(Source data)
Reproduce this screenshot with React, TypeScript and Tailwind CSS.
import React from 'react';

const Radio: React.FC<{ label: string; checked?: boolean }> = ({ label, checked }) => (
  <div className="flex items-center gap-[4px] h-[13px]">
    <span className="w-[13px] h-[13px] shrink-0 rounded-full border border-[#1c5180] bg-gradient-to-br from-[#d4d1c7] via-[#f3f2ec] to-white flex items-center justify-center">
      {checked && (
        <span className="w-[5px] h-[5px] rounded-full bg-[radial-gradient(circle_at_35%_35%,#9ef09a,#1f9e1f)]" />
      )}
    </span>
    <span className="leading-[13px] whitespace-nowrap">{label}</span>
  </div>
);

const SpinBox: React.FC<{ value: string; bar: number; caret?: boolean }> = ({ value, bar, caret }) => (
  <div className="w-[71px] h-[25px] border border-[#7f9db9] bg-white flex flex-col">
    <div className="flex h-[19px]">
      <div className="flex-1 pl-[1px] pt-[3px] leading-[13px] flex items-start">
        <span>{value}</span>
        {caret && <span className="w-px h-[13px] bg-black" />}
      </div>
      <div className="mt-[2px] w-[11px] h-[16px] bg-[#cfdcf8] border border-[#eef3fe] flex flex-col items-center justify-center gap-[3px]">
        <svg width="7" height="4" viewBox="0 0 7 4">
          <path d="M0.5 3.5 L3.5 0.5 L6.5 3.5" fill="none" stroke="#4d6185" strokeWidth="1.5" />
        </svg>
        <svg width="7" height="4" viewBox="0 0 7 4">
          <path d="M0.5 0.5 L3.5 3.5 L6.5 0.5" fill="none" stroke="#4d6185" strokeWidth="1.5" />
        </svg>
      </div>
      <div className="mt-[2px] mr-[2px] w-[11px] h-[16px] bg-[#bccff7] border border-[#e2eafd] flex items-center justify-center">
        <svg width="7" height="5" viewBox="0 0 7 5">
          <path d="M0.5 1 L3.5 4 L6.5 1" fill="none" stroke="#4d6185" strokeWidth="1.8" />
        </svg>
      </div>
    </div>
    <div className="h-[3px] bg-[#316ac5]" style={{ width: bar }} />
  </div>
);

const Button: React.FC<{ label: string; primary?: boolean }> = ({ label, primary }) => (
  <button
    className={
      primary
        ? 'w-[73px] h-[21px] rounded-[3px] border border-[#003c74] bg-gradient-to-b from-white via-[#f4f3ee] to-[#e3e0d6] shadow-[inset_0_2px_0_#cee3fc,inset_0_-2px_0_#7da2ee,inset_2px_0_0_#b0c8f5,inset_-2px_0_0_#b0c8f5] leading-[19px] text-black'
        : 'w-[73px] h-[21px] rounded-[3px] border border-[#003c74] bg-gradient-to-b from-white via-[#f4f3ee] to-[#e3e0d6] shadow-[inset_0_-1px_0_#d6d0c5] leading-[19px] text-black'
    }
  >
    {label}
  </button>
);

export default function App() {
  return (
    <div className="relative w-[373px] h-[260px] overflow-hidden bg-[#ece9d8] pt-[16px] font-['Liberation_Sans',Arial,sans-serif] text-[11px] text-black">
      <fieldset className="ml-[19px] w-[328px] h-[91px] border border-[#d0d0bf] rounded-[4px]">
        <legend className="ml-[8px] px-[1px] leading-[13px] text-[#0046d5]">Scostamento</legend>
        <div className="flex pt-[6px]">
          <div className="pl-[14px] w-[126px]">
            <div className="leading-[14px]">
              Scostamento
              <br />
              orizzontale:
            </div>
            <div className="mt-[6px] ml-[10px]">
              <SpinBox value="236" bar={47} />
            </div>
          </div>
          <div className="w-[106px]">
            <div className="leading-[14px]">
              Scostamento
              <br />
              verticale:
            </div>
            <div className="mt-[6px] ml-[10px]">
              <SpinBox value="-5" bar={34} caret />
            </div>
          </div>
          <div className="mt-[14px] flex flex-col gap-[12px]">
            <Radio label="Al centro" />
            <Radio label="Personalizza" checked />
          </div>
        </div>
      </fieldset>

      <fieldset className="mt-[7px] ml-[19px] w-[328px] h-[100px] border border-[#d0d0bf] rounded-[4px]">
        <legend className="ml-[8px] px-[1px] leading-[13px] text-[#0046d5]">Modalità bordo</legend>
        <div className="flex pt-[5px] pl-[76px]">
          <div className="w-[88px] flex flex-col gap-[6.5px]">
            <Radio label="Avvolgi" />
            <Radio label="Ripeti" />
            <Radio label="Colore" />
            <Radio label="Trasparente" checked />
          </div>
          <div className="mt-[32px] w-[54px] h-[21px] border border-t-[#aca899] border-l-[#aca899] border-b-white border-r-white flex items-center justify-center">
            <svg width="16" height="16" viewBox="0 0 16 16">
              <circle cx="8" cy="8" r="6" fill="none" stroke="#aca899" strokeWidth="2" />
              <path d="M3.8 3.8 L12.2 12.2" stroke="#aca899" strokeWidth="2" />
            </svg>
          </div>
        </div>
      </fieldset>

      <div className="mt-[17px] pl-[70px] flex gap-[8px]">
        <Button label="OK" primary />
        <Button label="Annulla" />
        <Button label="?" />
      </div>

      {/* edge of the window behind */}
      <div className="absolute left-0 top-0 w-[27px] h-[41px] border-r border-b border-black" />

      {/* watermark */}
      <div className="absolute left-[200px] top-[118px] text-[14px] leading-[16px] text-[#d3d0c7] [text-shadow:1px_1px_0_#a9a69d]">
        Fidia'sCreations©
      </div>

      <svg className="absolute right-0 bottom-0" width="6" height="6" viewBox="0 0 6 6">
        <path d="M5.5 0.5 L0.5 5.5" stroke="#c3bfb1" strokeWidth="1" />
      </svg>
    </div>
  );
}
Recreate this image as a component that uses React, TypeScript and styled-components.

== Problem ==
What are the exact lines from the beginning of the material through the line containing "import React from 'react';"? Write out those lines alone.

== Correct result ==
Reproduce this screenshot with React, TypeScript and Tailwind CSS.
import React from 'react';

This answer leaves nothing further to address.